The most notable thing here is towards the end of the quarter, Whiteside conceded that Giannis is a cheat code, which is true both in the virtual world and real world. Beverly quickly retorted by saying that he’s the one controlling Giannis so technically he’s the cheat code.
But like...he’s not?? Giannis is literally a 7-foot monster, the best basketball player in the world and objectively better than anyone on the Lakers, including LeBron. As an experienced 2K player, it is quite easy to score with the Greek Freak if you run down the court and just hit square or X, depending on the console you’re playing on. So yes, Beverly is great, but he also could’ve won with Giannis if his teammates were just the remnants of my 8th grade CYO team. Whiteside was down 69-38 with one to go.
There’s not much to say here other than it was probably a gift to Whiteside to not have to play against an irritant like Beverly anymore. Beverly is exactly like his on court persona when playing 2K. I’m a rage monster when playing 2K. I would’ve thrown my controller at him. I credit Whiteside with generally keeping his cool outside of a fair amount of whining, which isn’t that impressive since it is only a videogame, but also is impressive because I would not have shown such grace.
Also, Beverly noted that they had him “in a cage for five years overseas,” so all he could do is play 2K. I could say the same thing, but instead of a cage it’s just my parents house in Portland where I could come and go as I pleased. And it was for more than five years. And it wasn’t the only thing I could do. I just chose it over, you know, having friends or whatever. Still, basically the same thing. Oh yeah, the final score was 84-54.

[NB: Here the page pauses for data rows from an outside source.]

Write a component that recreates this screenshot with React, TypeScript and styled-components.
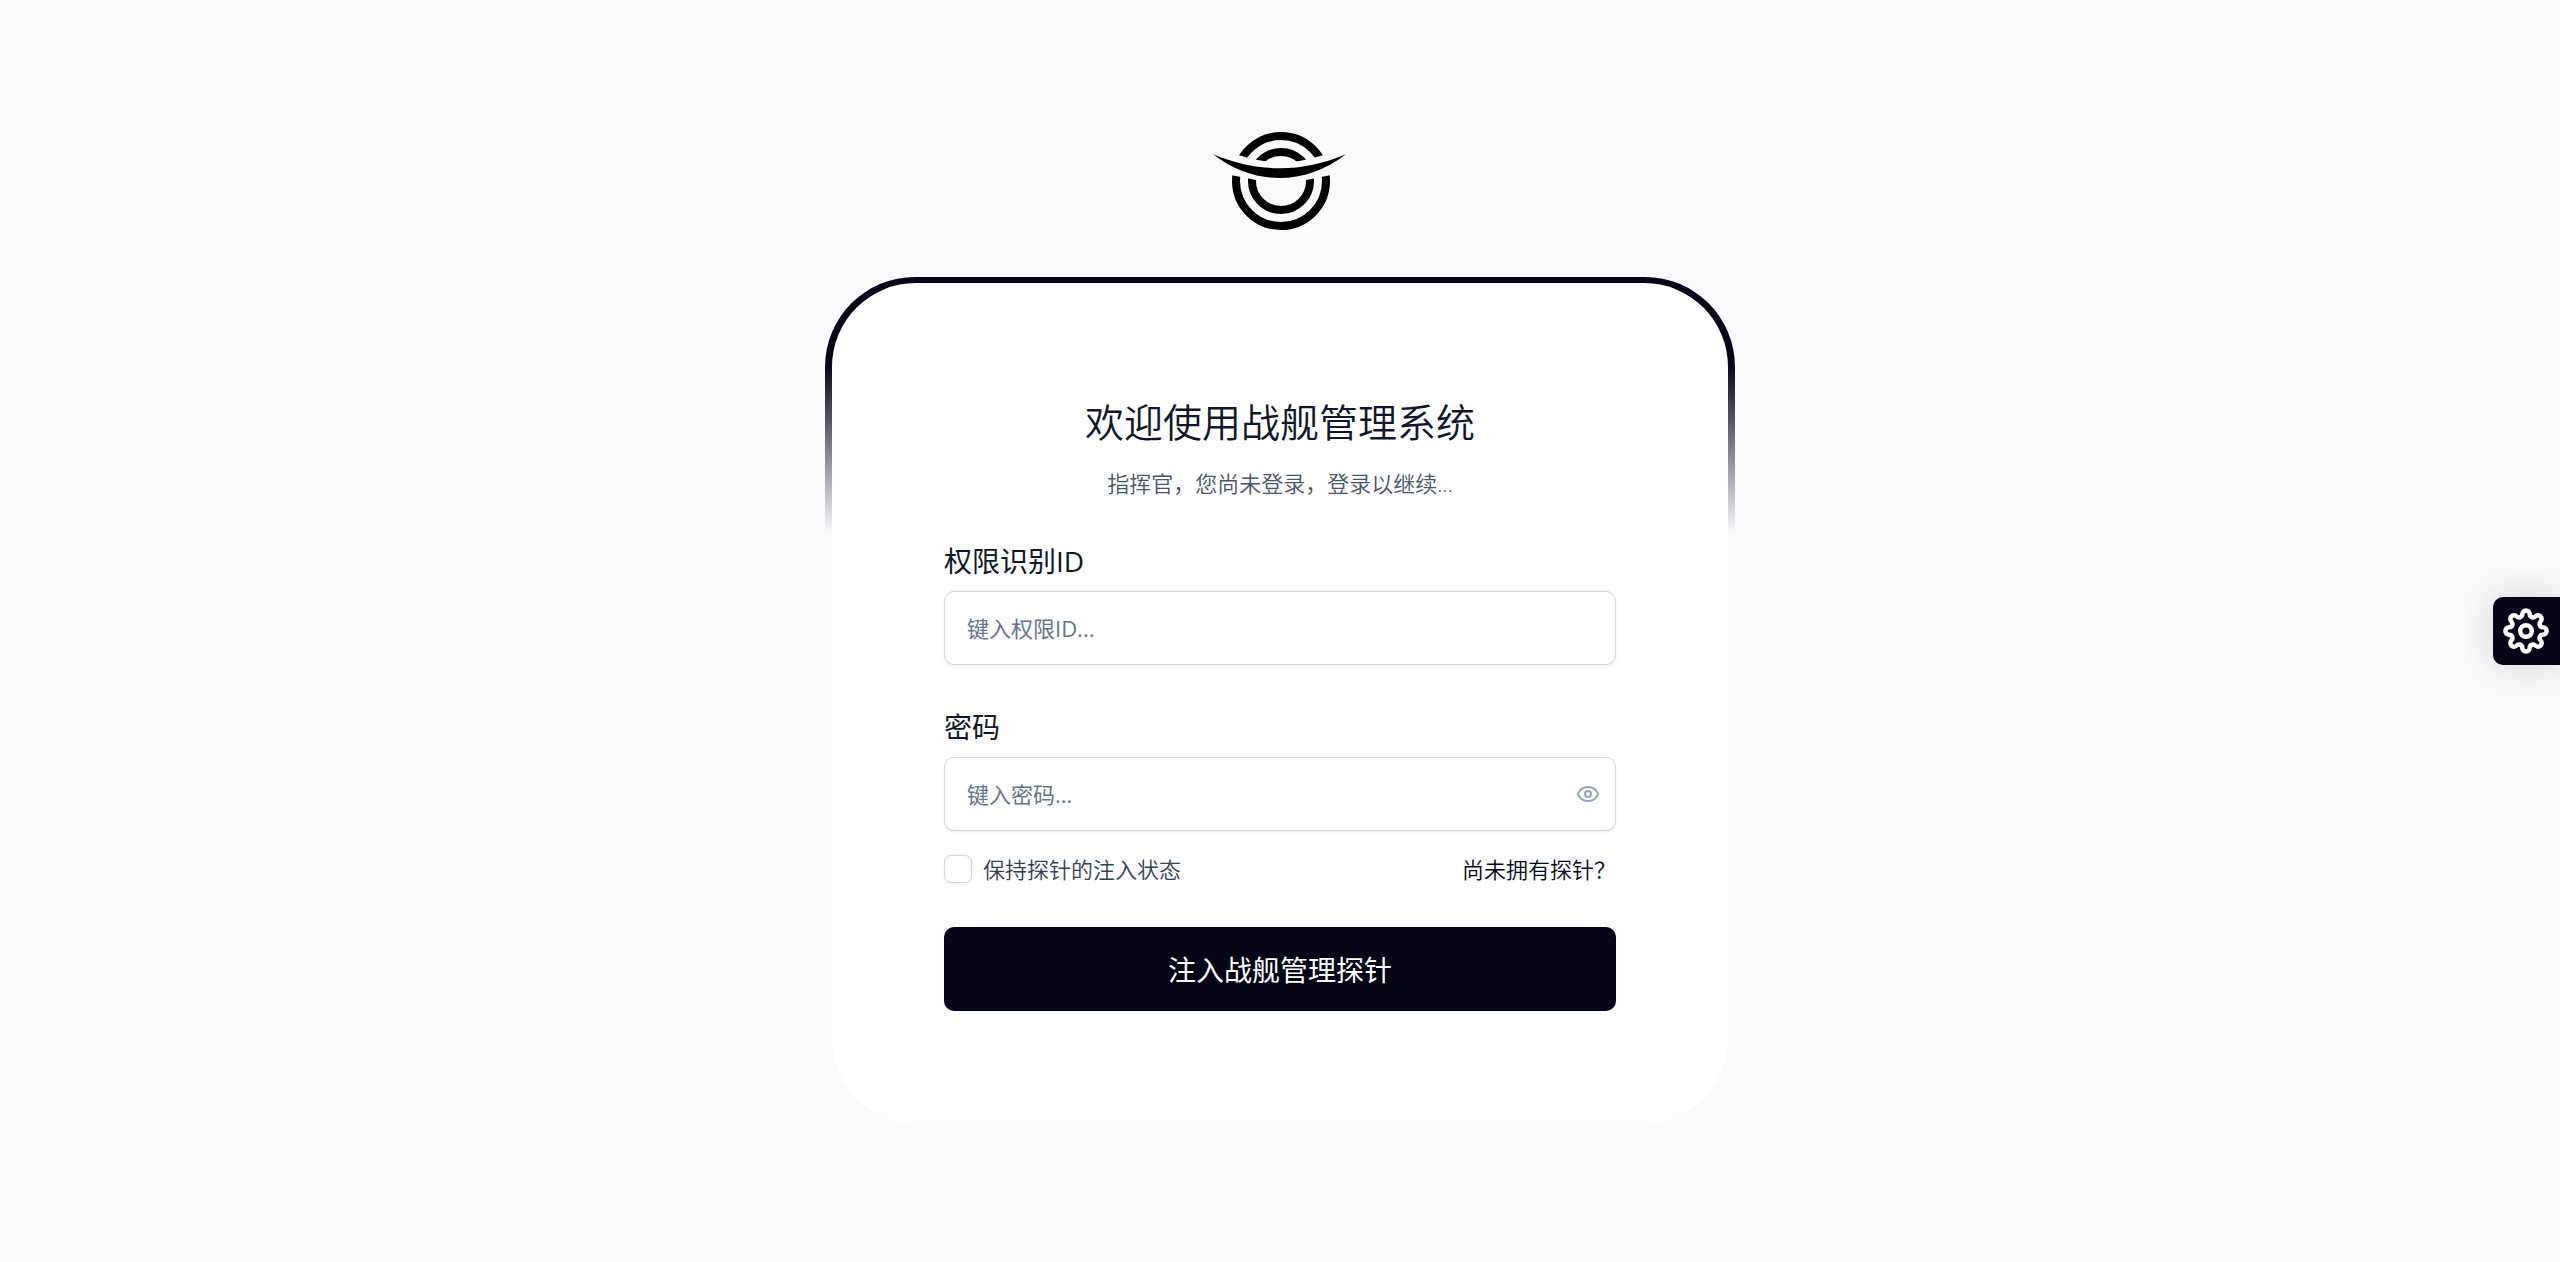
import React from "react";
import styled, { createGlobalStyle } from "styled-components";
import { Eye } from "lucide-react";

const GlobalStyle = createGlobalStyle`
  *, *::before, *::after { box-sizing: border-box; }
  body {
    margin: 0;
    background: #f8fafc;
    color: #0f172a;
    font-family: "Open Sans", "Noto Sans CJK SC", sans-serif;
    font-size: 22px;
    line-height: 32px;
    font-weight: 350;
  }
  button, input { font: inherit; color: inherit; }
`;

const Page = styled.main`
  min-height: 100vh;
  display: flex;
  flex-direction: column;
  align-items: center;
  justify-content: center;
  gap: 52px;
  padding: 24px 24px 32px;
`;

const Logo = styled.svg`
  display: block;
  width: 134px;
  height: 100px;
`;

const Card = styled.section`
  position: relative;
  width: 100%;
  max-width: 896px;
  padding: 112px;
  border-radius: 84px;
  isolation: isolate;

  &::before {
    content: "";
    position: absolute;
    z-index: -2;
    inset: -6px -7px auto;
    height: 256px;
    border-radius: 90px 90px 0 0;
    background: linear-gradient(#020617 34%, transparent);
  }

  &::after {
    content: "";
    position: absolute;
    z-index: -1;
    inset: 0;
    border-radius: inherit;
    background: #ffffff;
  }
`;

const Title = styled.h1`
  margin: 0 0 18px;
  font-size: 39px;
  line-height: 54px;
  font-weight: 350;
  text-align: center;
`;

const Subtitle = styled.p`
  margin: 0;
  color: #475569;
  text-align: center;
`;

const Form = styled.form`
  display: flex;
  flex-direction: column;
  margin-top: 42px;
`;

const Field = styled.div`
  display: flex;
  flex-direction: column;
  gap: 10px;
  & + & { margin-top: 42px; }
`;

const Label = styled.label`
  font-size: 28px;
  line-height: 40px;
  font-weight: 400;
`;

const InputWrap = styled.div`
  position: relative;
`;

const Input = styled.input`
  display: block;
  width: 100%;
  height: 74px;
  padding: 0 22px;
  border: 1px solid #cbd5e1;
  border-radius: 10px;
  outline: none;
  background: #ffffff;
  box-shadow: 0 2px 4px rgba(0, 0, 0, 0.05);
  font-weight: 400;
  &::placeholder { color: #64748b; opacity: 1; }
`;

const Reveal = styled.button`
  position: absolute;
  inset: 0 16px 0 auto;
  display: flex;
  align-items: center;
  padding: 0;
  border: 0;
  background: none;
  color: #94a3b8;
`;

const Options = styled.div`
  display: flex;
  align-items: center;
  justify-content: space-between;
  margin: 22px 0 42px;
`;

const Remember = styled.label`
  display: flex;
  align-items: center;
  gap: 11px;
  color: #334155;
`;

const Checkbox = styled.input`
  appearance: none;
  width: 28px;
  height: 28px;
  margin: 0;
  border: 1px solid #cbd5e1;
  border-radius: 7px;
  background: #ffffff;
  box-shadow: 0 2px 4px rgba(0, 0, 0, 0.05);
  &:checked { background: #020617; }
`;

const Link = styled.a`
  color: #020617;
  text-decoration: none;
`;

const Submit = styled.button`
  height: 84px;
  padding: 2px 0 0;
  border: 0;
  border-radius: 10px;
  background: #020617;
  color: #ffffff;
  font-size: 28px;
  font-weight: 400;
`;

const Settings = styled.button`
  position: fixed;
  right: 0;
  top: 50%;
  transform: translateY(-50%);
  display: flex;
  align-items: center;
  justify-content: center;
  width: 67px;
  height: 68px;
  padding: 0 1px 1px 0;
  border: 0;
  border-radius: 10px 0 0 10px;
  background: #020617;
  color: #ffffff;
  box-shadow: 0 0 36px rgba(0, 0, 0, 0.16);
`;

const teeth = [0, 45, 90, 135, 180, 225, 270, 315];

function GearIcon() {
  return (
    <svg
      width="48"
      height="48"
      viewBox="-24 -24 48 48"
      fill="none"
      stroke="currentColor"
      strokeWidth="4.5"
      strokeLinecap="round"
      aria-hidden="true"
    >
      <circle r="5.8" />
      {teeth.map((angle) => (
        <path
          key={angle}
          transform={`rotate(${angle})`}
          d="M-5.7-13.9C-4.6-14.4-3.7-15.4-3.7-16.8C-3.7-19-2.1-20.6 0-20.6S3.7-19 3.7-16.8C3.7-15.4 4.6-14.4 5.7-13.9"
        />
      ))}
    </svg>
  );
}

export default function App() {
  return (
    <>
      <GlobalStyle />
      <Page>
        <Logo viewBox="0 0 134 100" aria-hidden="true">
          <clipPath id="above-brim">
            <path d="M0 18L27 24.500Q68 38 109 24.500L134 18V0H0Z" />
          </clipPath>
          <clipPath id="below-brim">
            <path d="M0 40L19 44.300L43 49H93L117 44.300L134 40V100H0Z" />
          </clipPath>
          {["above-brim", "below-brim"].map((side) => (
            <g
              key={side}
              clipPath={`url(#${side})`}
              fill="none"
              stroke="#000"
              strokeWidth="8"
            >
              <circle cx="68" cy="50" r="45" />
              <circle cx="68" cy="50" r="29" />
            </g>
          ))}
          <path d="M0 23.300C46 42 88 42 133 23.300C92 55 41 55 0 23.300Z" />
        </Logo>
        <Card>
          <Title>欢迎使用战舰管理系统</Title>
          <Subtitle>指挥官，您尚未登录，登录以继续...</Subtitle>
          <Form onSubmit={(e) => e.preventDefault()}>
            <Field>
              <Label htmlFor="account">权限识别ID</Label>
              <Input id="account" placeholder="键入权限ID..." />
            </Field>
            <Field>
              <Label htmlFor="password">密码</Label>
              <InputWrap>
                <Input id="password" type="password" placeholder="键入密码..." />
                <Reveal type="button" aria-label="显示密码">
                  <Eye size={24} />
                </Reveal>
              </InputWrap>
            </Field>
            <Options>
              <Remember>
                <Checkbox type="checkbox" />
                保持探针的注入状态
              </Remember>
              <Link href="#">尚未拥有探针？</Link>
            </Options>
            <Submit type="submit">注入战舰管理探针</Submit>
          </Form>
        </Card>
      </Page>
      <Settings type="button" aria-label="设置">
        <GearIcon />
      </Settings>
    </>
  );
}
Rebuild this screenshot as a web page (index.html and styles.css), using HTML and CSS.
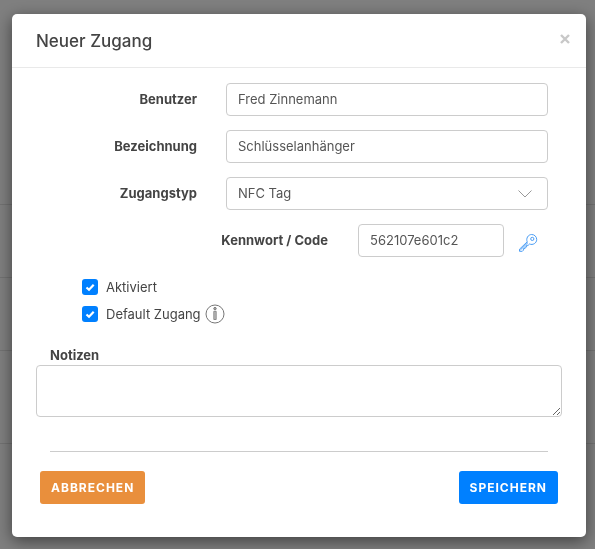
FILE: index.html
```html
<!DOCTYPE html>
<html lang="de">
<head>
    <meta charset="UTF-8">
    <meta name="viewport" content="width=device-width, initial-scale=1.0">
    <title>Neuer Zugang</title>
    <link rel="stylesheet" href="styles.css">
</head>
<body>
    <div class="page-rows" aria-hidden="true">
        <div class="page-row page-row-top"></div>
        <div class="page-row"></div>
        <div class="page-row"></div>
        <div class="page-row page-row-tall"></div>
    </div>

    <div class="backdrop">
        <div class="modal" role="dialog" aria-labelledby="modal-title">
            <header class="modal-header">
                <h1 id="modal-title">Neuer Zugang</h1>
                <button type="button" class="close" aria-label="Schließen">
                    <svg width="10" height="10" viewBox="0 0 10 10"><path d="M1 1l8 8M9 1l-8 8" fill="none" stroke="currentColor" stroke-width="2.4"/></svg>
                </button>
            </header>

            <form class="modal-body">
                <div class="fields">
                    <div class="form-row">
                        <label for="benutzer">Benutzer</label>
                        <input class="control" type="text" id="benutzer" value="Fred Zinnemann">
                    </div>
                    <div class="form-row">
                        <label for="bezeichnung">Bezeichnung</label>
                        <input class="control" type="text" id="bezeichnung" value="Schlüsselanhänger">
                    </div>
                    <div class="form-row">
                        <label for="zugangstyp">Zugangstyp</label>
                        <div class="select-wrap">
                            <select class="control" id="zugangstyp">
                                <option>NFC Tag</option>
                            </select>
                            <svg class="chevron" width="14" height="8" viewBox="0 0 14 8"><path d="M.5 .5L7 7 13.500 .5" fill="none" stroke="#999" stroke-width="1"/></svg>
                        </div>
                    </div>
                    <div class="form-row code-row">
                        <label for="code">Kennwort / Code</label>
                        <input class="control" type="text" id="code" value="562107e601c2">
                        <button type="button" class="key" aria-label="Code erzeugen">
                            <svg width="20" height="20" viewBox="0 0 20 20" fill="none" stroke="currentColor" stroke-width="1" stroke-linejoin="round">
                                <path d="M9.200 8.800C7.800 5.600 10 1.500 13.700 1.500a5 5 0 0 1 5 5c0 3.700-3.900 5.900-7.200 4.500l-1.300 1.300H8.600v1.700H7v1.600H5.400v1.600L4.300 18.300H1.500v-2.100z"/>
                                <path d="M2.300 17L10 9.500"/>
                                <circle cx="14.300" cy="5.900" r="1.600"/>
                            </svg>
                        </button>
                    </div>
                </div>

                <div class="checks">
                    <div class="check">
                        <input type="checkbox" id="aktiviert" checked>
                        <label for="aktiviert">Aktiviert</label>
                    </div>
                    <div class="check">
                        <input type="checkbox" id="default-zugang" checked>
                        <label for="default-zugang">Default Zugang</label>
                        <svg class="info" width="20" height="20" viewBox="0 0 20 20" fill="none" stroke="#777">
                            <circle cx="10" cy="10" r="9"/>
                            <circle cx="10" cy="4.600" r="1.200" fill="#aaa"/>
                            <path d="M8.800 7.300h2.400v8.200H8.800z" fill="#bbb" stroke-width=".8"/>
                        </svg>
                    </div>
                </div>

                <div class="notes">
                    <label for="notizen">Notizen</label>
                    <textarea id="notizen"></textarea>
                </div>

                <hr>

                <div class="actions">
                    <button type="button" class="btn btn-cancel">Abbrechen</button>
                    <button type="submit" class="btn btn-save">Speichern</button>
                </div>
            </form>
        </div>
    </div>
</body>
</html>
```
FILE: styles.css
```css
* {
    margin: 0;
    padding: 0;
    box-sizing: border-box;
}

body {
    font-family: 'Inter', sans-serif;
    font-size: 13px;
    line-height: 20px;
    color: #444;
    background-color: #fff;
    min-height: 100vh;
}

/* list behind the dialog */
.page-rows {
    position: fixed;
    inset: 0;
}

.page-row {
    height: 73px;
    border-bottom: 1px solid #e4e4e4;
}

.page-row-top {
    height: 205px;
}

.page-row-tall {
    height: 93px;
}

.backdrop {
    position: relative;
    min-height: 100vh;
    padding: 14px 9px 12px 12px;
    background-color: rgba(0, 0, 0, 0.5);
}

.modal {
    background-color: #fff;
    border-radius: 5px;
    box-shadow: 0 4px 16px rgba(0, 0, 0, 0.5);
}

.modal-header {
    display: flex;
    justify-content: space-between;
    align-items: flex-start;
    padding: 15px 16px 14px 24px;
    border-bottom: 1px solid #e9e9e9;
}

h1 {
    font-size: 17px;
    line-height: 24px;
    font-weight: 500;
}

.close {
    display: flex;
    padding: 5px 0;
    border: none;
    background: none;
    color: #c8c8c8;
    cursor: pointer;
}

.modal-body {
    padding: 15px 24px 33px;
}

.fields {
    display: grid;
    gap: 14px;
    padding: 0 14px;
}

.form-row {
    display: grid;
    grid-template-columns: 147px 1fr;
    column-gap: 29px;
    align-items: center;
}

.form-row label {
    padding-bottom: 2px;
    font-weight: 700;
    text-align: right;
}

.code-row {
    grid-template-columns: 278px 1fr 44px;
    column-gap: 0;
}

.code-row .control {
    margin-left: 30px;
    width: auto;
    min-width: 0;
}

.control {
    width: 100%;
    height: 33px;
    padding: 0 11px 2px;
    border: 1px solid #ccc;
    border-radius: 4px;
    background-color: #fff;
    font-family: inherit;
    font-size: 13px;
    color: #555;
}

select.control {
    appearance: none;
}

.select-wrap {
    position: relative;
}

.chevron {
    position: absolute;
    right: 16px;
    top: 13px;
    pointer-events: none;
}

.key {
    display: flex;
    justify-content: flex-end;
    padding: 4px 10px 0 0;
    border: none;
    background: none;
    color: #4a9df5;
    cursor: pointer;
}

.checks {
    padding: 16px 46px 0;
}

.check {
    display: flex;
    align-items: center;
    height: 27px;
}

.check input {
    appearance: none;
    width: 16px;
    height: 16px;
    margin-right: 8px;
    border-radius: 3px;
    background: #0080ff url("data:image/svg+xml,%3Csvg xmlns='http://www.w3.org/2000/svg' viewBox='0 0 16 16'%3E%3Cpath d='M4.500 8.500l2.500 2.300 4.700-5' fill='none' stroke='white' stroke-width='2.200'/%3E%3C/svg%3E") center / 16px;
}

.info {
    margin-left: 4px;
}

.notes {
    padding-top: 18px;
}

.notes label {
    display: block;
    padding-left: 14px;
    font-weight: 700;
}

.notes textarea {
    display: block;
    width: 100%;
    height: 52px;
    padding: 6px 11px;
    border: 1px solid #ccc;
    border-radius: 4px;
    font-family: inherit;
    font-size: 13px;
    resize: vertical;
}

hr {
    margin: 34px 14px 19px;
    border: none;
    border-top: 1px solid #ccc;
}

.actions {
    display: flex;
    justify-content: space-between;
    padding: 0 4px;
}

.btn {
    height: 33px;
    padding: 0 11px;
    border: none;
    border-radius: 3px;
    color: #fff;
    font-family: inherit;
    font-size: 12px;
    font-weight: 700;
    letter-spacing: 1px;
    text-transform: uppercase;
    cursor: pointer;
}

.btn-cancel {
    background-color: #e98f3c;
}

.btn-save {
    background-color: #0080ff;
}
```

Overall, this game was tough to watch, not just because it was a video game and not real basketball and not just because it was a blowout because the other team had Giannis while Whiteside jumped at anything and everything. It was tough because in the end, it was a sobering reminder that basketball is a ways away, and even in the virtual world, a Blazer can find himself facing a first round exit.
Whiteside might have gotten his 2K rating up. Sadly his 2K skills didn’t go up with it.